During this first Policy Conference during the Trump administration, how do we avoid letting shared pro-Israel values be overwhelmed by differences on other issues – or differences on what it means to be “pro-Israel”? The answer is clear: we don’t shrink from those differences, but we express our positions with passion, with vigor, and with respect.

When we disagree with this Administration, as we have with presidents from both parties over many decades, we do so as clearly and powerfully as we can.

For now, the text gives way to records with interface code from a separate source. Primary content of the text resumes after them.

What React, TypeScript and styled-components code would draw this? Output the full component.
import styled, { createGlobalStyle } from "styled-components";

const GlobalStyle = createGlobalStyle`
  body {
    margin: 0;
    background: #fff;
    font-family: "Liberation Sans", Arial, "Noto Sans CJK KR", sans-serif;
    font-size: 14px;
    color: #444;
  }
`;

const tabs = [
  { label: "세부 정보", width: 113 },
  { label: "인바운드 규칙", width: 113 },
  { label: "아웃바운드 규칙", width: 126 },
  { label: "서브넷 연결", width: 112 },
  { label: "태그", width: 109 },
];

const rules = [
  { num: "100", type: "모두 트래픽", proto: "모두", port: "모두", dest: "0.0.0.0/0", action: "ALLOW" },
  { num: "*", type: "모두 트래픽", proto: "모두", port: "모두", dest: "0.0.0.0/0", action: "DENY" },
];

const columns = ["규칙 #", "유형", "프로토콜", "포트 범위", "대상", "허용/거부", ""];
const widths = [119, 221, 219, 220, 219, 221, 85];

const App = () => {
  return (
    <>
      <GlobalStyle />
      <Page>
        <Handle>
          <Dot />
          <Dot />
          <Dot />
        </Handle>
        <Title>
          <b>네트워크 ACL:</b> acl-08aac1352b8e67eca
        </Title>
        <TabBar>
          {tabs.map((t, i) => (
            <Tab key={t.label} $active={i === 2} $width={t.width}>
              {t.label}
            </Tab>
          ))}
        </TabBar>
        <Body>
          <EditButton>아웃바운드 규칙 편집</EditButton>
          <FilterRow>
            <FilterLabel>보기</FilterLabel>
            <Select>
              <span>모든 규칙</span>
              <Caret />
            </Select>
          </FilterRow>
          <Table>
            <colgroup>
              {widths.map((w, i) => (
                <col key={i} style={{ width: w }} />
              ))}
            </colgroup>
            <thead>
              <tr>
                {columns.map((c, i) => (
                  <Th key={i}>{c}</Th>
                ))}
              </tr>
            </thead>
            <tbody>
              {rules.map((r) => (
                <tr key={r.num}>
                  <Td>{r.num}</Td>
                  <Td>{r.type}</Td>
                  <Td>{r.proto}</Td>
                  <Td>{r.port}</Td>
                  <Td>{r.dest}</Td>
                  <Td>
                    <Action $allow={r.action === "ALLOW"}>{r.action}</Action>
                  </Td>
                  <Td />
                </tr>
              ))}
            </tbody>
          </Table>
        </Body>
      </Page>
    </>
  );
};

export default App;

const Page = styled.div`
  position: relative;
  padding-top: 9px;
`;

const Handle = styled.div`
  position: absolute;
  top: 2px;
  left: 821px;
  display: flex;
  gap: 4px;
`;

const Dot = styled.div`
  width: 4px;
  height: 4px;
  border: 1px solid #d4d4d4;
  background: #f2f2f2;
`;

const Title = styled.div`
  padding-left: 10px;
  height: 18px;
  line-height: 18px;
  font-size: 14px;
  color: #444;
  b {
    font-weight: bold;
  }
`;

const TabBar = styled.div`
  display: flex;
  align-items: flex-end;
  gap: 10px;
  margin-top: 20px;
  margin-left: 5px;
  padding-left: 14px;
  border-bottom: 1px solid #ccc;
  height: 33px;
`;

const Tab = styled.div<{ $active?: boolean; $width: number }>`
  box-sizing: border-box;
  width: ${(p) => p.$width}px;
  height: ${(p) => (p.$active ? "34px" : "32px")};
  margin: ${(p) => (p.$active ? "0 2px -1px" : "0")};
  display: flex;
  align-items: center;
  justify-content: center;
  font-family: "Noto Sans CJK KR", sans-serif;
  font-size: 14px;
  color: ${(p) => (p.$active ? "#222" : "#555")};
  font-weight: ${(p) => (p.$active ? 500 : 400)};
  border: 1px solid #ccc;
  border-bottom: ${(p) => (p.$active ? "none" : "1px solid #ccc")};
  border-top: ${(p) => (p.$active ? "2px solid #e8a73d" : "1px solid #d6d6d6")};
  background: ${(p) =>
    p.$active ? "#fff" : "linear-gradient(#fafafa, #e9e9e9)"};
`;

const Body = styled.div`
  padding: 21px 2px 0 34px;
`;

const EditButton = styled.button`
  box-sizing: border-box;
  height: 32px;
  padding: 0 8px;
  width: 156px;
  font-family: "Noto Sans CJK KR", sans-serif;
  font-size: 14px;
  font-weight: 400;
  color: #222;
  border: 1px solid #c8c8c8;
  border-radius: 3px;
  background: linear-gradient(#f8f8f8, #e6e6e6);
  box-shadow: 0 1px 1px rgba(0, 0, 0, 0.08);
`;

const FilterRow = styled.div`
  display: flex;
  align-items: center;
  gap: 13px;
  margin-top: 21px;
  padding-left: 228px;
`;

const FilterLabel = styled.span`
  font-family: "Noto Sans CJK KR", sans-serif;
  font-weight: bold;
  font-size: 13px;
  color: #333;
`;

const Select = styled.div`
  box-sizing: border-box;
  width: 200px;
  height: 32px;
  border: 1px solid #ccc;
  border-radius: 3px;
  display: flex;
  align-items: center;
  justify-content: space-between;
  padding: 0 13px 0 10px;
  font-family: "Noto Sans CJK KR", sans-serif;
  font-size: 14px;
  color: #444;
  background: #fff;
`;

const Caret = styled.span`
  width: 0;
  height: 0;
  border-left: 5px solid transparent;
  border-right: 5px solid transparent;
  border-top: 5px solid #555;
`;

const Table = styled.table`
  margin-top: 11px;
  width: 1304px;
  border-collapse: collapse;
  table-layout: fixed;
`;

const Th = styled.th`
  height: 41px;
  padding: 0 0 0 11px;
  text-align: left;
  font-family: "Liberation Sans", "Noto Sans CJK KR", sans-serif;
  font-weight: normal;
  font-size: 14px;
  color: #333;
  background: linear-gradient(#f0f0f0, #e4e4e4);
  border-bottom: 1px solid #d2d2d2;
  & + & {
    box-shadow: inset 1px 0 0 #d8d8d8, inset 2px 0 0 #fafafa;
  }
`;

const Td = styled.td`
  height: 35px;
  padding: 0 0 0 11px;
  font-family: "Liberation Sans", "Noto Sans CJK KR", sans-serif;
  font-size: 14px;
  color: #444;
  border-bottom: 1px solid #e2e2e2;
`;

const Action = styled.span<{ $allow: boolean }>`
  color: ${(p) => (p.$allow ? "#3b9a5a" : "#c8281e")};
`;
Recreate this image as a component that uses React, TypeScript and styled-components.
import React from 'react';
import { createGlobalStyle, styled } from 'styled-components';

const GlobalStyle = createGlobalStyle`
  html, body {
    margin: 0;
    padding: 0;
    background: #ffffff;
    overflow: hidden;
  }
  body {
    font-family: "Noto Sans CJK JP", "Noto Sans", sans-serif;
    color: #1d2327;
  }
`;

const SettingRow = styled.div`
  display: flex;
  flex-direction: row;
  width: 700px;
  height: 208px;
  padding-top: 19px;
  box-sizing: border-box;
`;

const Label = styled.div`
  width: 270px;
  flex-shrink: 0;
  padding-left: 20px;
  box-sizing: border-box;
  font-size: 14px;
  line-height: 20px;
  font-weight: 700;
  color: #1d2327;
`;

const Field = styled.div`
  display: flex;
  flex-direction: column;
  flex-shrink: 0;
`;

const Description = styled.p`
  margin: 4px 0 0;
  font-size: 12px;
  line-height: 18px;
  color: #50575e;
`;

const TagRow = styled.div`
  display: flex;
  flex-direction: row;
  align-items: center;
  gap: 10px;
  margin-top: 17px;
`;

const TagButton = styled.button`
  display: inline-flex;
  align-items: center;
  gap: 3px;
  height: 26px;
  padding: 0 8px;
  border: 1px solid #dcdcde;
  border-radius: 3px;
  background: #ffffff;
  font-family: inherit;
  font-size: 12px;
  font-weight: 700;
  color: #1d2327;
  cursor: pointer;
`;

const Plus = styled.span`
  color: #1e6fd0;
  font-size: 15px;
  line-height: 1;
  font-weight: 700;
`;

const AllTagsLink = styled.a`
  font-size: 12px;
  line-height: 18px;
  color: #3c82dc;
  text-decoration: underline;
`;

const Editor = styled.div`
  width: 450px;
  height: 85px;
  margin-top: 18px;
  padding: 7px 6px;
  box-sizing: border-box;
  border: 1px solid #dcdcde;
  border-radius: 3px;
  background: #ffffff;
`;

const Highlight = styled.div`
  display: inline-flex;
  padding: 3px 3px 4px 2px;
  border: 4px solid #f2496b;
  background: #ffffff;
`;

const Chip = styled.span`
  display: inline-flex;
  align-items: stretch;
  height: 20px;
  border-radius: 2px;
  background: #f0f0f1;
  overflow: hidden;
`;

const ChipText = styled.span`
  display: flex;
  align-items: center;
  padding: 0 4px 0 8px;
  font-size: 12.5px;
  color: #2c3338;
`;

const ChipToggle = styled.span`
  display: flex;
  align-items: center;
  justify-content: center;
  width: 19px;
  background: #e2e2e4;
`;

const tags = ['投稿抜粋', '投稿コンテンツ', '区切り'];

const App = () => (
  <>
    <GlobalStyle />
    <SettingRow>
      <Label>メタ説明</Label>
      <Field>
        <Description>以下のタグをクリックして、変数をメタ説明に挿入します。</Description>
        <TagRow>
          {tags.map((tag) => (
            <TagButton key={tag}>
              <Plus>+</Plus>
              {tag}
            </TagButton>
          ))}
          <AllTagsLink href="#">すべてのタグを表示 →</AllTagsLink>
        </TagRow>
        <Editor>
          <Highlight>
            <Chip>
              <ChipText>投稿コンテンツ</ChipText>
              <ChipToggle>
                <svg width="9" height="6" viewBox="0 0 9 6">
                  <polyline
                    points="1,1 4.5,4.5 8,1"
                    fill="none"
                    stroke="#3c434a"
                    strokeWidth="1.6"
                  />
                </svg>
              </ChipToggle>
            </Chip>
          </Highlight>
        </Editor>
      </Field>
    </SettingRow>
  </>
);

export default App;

The Reform Movement’s response to the current political situation is robust and multifaceted. For example, we strongly opposed the recent confirmation of U.S. Ambassador to Israel David Friedman. However, now that has been confirmed, we are ready to work with him even as we hold him accountable to the testimony that he offered during his Senate hearings, in which he affirmed that the two-state solution remains the best hope for peace and expressed regret for his history of insulting comments about liberal American Jews.

We also hosted a Shabbat service for over 3,000 Reform activists in Washington for the Women’s March, speaking out for vital issues like pay equity and reproductive rights. In our congregations and at America’s ports of entry, we are standing with refugees seeking a haven in the United States and with undocumented immigrants at risk of deportation. We call out anti-Muslim hate and combat anti-Semitism. Our commitment to welcoming all people and supporting the most vulnerable members of our society is at the center of our advocacy agenda and at the core of our Reform Jewish community.

And as we raise our voices in our pursuit of justice, we stand firmly within the pro-Israel community.

Our vision for the best way to support Israel and secure its Jewish, democratic future may differ, but we share a commitment – common among the many Democratic and Republican officials who will address Policy Conference – to maintaining the close friendship between Israel and the United States.

The Reform Jewish Movement in North America has an unbreakable bond with Israel. We don’t cede ground to anyone in our support for a nation so central to the identity of the Jewish people. We also are unrelenting in our progressive Zionist vision of a democratic Jewish state, defined by egalitarianism and religious pluralism, with its future secured by the successful negotiation of a two-state solution. To achieve that, we work with Democrats and Republicans alike, Israelis from across the political spectrum, and Palestinian leaders committed to peace. A Reform delegation, led by my colleague Rabbi Rick Jacobs, recently returned from a trip to Israel that included meetings with both Prime Minister Benjamin Netanyahu and President Mahmoud Abbas. We don’t always agree with either leader, but we can have forthright conversations about where we stand with both of them.

I’ll bring that spirit and that message with me when I attend AIPAC’s 2017 policy conference with thousands of other pro-Israel activists this week, where I am helping to lead a Shabbat service for Reform Jews in attendance. These pro-Israel values, by the way, are the same ones I carried into the room when I addressed J Street’s annual conference last month.

This Shabbat, we read Parashat Vayakhel-Pekudei, a combined parsha of that last two readings o Exodus. They tell of how, while wandering in the desert, Moses assembled the Israelites share instructions he had received from God, asking them to come together to build the Mishkan, or the Tabernacle, a place where the Children of Israel could come together and experience the Divine Presence. Immediately, all those “whose heart was lifted up, whose spirit was willing,” to work, each using his or her unique skills and resources to help with the construction. It took a diverse community to build the Tabernacle.

In the same way, it will to take activists of diverse views to ensure the strength of the bonds between the U.S. and Israel and work for an Israeli future defined by peace, security, and justice. When I attend AIPAC, joining with thousands of other pro-Israel activists for worship, learning and advocacy, I won’t minimize the areas where we have differences. But the values that lead me, and thousands of other Reform activists, to love Israel and fight for its future are deeper than a particular political moment.

Rabbi Pesner is the Director of the Religious Action Center of Reform Judaism.